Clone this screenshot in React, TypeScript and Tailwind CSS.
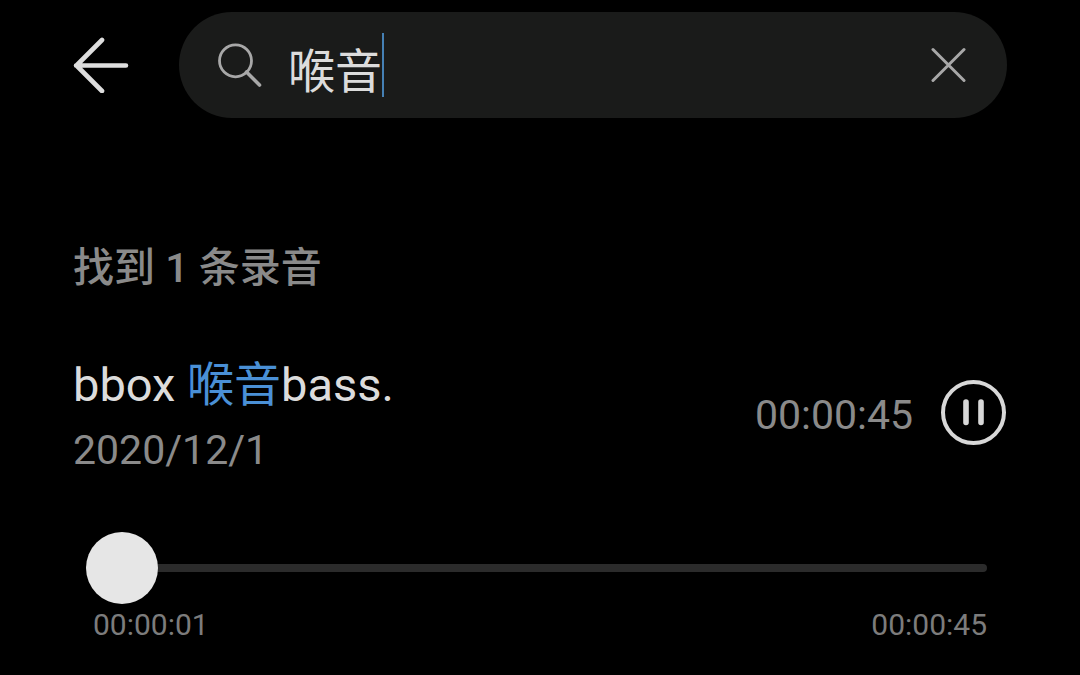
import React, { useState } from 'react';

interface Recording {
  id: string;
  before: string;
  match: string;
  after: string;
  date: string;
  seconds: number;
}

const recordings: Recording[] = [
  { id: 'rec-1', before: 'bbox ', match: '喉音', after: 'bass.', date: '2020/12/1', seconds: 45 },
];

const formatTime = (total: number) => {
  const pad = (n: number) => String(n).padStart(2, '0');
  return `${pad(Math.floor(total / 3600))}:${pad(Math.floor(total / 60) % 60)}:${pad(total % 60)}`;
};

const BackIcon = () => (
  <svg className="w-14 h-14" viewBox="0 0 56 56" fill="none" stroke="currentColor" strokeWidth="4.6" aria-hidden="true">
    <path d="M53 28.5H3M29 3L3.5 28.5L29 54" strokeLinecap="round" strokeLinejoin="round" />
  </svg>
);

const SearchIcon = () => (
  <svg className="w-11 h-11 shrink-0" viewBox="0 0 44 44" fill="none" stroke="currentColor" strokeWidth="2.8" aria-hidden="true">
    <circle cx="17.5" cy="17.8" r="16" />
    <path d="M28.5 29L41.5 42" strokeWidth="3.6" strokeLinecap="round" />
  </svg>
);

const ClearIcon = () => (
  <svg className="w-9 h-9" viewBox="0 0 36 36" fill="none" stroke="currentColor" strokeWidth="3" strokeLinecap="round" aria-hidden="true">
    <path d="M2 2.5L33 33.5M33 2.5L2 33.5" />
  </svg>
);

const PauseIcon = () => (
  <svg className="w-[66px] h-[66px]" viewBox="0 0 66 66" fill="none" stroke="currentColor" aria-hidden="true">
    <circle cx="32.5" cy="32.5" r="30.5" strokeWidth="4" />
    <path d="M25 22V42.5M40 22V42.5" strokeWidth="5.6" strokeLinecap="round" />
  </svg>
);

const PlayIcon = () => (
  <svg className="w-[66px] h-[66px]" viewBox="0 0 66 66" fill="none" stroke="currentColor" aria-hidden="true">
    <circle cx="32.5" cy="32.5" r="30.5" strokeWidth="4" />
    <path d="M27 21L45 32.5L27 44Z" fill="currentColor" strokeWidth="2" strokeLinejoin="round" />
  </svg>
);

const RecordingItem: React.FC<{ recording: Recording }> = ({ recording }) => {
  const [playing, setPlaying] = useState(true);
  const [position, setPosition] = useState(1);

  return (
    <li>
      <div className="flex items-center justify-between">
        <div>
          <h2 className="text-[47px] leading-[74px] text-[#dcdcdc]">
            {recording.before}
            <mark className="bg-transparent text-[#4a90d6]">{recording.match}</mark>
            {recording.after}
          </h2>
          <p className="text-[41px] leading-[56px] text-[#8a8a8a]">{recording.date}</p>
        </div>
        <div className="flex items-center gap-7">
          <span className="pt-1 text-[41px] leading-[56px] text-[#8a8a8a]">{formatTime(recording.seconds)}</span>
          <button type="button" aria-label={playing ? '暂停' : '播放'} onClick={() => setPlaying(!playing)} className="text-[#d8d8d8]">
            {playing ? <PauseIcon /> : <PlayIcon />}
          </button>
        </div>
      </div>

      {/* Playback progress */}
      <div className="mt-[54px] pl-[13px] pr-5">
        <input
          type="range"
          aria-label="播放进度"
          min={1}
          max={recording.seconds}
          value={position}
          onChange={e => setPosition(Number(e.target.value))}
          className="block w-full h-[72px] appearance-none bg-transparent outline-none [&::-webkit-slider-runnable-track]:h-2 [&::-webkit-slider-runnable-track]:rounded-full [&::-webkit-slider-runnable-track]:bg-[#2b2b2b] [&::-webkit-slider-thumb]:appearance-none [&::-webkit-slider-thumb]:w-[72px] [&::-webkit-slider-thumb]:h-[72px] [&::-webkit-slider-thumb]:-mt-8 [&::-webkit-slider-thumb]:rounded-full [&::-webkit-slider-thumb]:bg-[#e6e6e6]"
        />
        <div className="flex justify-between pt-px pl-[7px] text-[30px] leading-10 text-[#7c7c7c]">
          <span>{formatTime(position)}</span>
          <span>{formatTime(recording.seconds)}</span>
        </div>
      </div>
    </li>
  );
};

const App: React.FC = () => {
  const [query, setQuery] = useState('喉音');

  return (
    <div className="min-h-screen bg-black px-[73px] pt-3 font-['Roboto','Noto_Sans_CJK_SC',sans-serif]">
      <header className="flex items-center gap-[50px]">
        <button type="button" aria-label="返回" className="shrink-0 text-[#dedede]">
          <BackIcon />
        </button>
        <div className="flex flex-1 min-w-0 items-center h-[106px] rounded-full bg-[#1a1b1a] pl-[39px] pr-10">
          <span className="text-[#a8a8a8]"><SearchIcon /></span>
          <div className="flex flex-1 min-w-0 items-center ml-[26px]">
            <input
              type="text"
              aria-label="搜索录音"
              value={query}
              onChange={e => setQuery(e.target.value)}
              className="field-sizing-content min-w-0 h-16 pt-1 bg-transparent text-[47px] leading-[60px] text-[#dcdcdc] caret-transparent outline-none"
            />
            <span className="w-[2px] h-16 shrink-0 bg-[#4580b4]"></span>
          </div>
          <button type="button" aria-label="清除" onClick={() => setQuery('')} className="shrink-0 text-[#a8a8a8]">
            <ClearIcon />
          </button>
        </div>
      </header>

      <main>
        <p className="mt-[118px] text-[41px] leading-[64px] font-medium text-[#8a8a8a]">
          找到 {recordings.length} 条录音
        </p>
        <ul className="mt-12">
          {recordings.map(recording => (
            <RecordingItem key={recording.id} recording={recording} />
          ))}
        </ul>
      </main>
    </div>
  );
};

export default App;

-------------------------

§ PROBLEM TO WORK ON: Reproduce only the lines from the beginning of the data through the line that contains "const [position, setPosition]", both included, and please drop the pictures.

§ SOLUTION TO THE EXERCISE:
Clone this screenshot in React, TypeScript and Tailwind CSS.
import React, { useState } from 'react';

interface Recording {
  id: string;
  before: string;
  match: string;
  after: string;
  date: string;
  seconds: number;
}

const recordings: Recording[] = [
  { id: 'rec-1', before: 'bbox ', match: '喉音', after: 'bass.', date: '2020/12/1', seconds: 45 },
];

const formatTime = (total: number) => {
  const pad = (n: number) => String(n).padStart(2, '0');
  return `${pad(Math.floor(total / 3600))}:${pad(Math.floor(total / 60) % 60)}:${pad(total % 60)}`;
};

const BackIcon = () => (
  <svg className="w-14 h-14" viewBox="0 0 56 56" fill="none" stroke="currentColor" strokeWidth="4.6" aria-hidden="true">
    <path d="M53 28.5H3M29 3L3.5 28.5L29 54" strokeLinecap="round" strokeLinejoin="round" />
  </svg>
);

const SearchIcon = () => (
  <svg className="w-11 h-11 shrink-0" viewBox="0 0 44 44" fill="none" stroke="currentColor" strokeWidth="2.8" aria-hidden="true">
    <circle cx="17.5" cy="17.8" r="16" />
    <path d="M28.5 29L41.5 42" strokeWidth="3.6" strokeLinecap="round" />
  </svg>
);

const ClearIcon = () => (
  <svg className="w-9 h-9" viewBox="0 0 36 36" fill="none" stroke="currentColor" strokeWidth="3" strokeLinecap="round" aria-hidden="true">
    <path d="M2 2.5L33 33.5M33 2.5L2 33.5" />
  </svg>
);

const PauseIcon = () => (
  <svg className="w-[66px] h-[66px]" viewBox="0 0 66 66" fill="none" stroke="currentColor" aria-hidden="true">
    <circle cx="32.5" cy="32.5" r="30.5" strokeWidth="4" />
    <path d="M25 22V42.5M40 22V42.5" strokeWidth="5.6" strokeLinecap="round" />
  </svg>
);

const PlayIcon = () => (
  <svg className="w-[66px] h-[66px]" viewBox="0 0 66 66" fill="none" stroke="currentColor" aria-hidden="true">
    <circle cx="32.5" cy="32.5" r="30.5" strokeWidth="4" />
    <path d="M27 21L45 32.5L27 44Z" fill="currentColor" strokeWidth="2" strokeLinejoin="round" />
  </svg>
);

const RecordingItem: React.FC<{ recording: Recording }> = ({ recording }) => {
  const [playing, setPlaying] = useState(true);
  const [position, setPosition] = useState(1);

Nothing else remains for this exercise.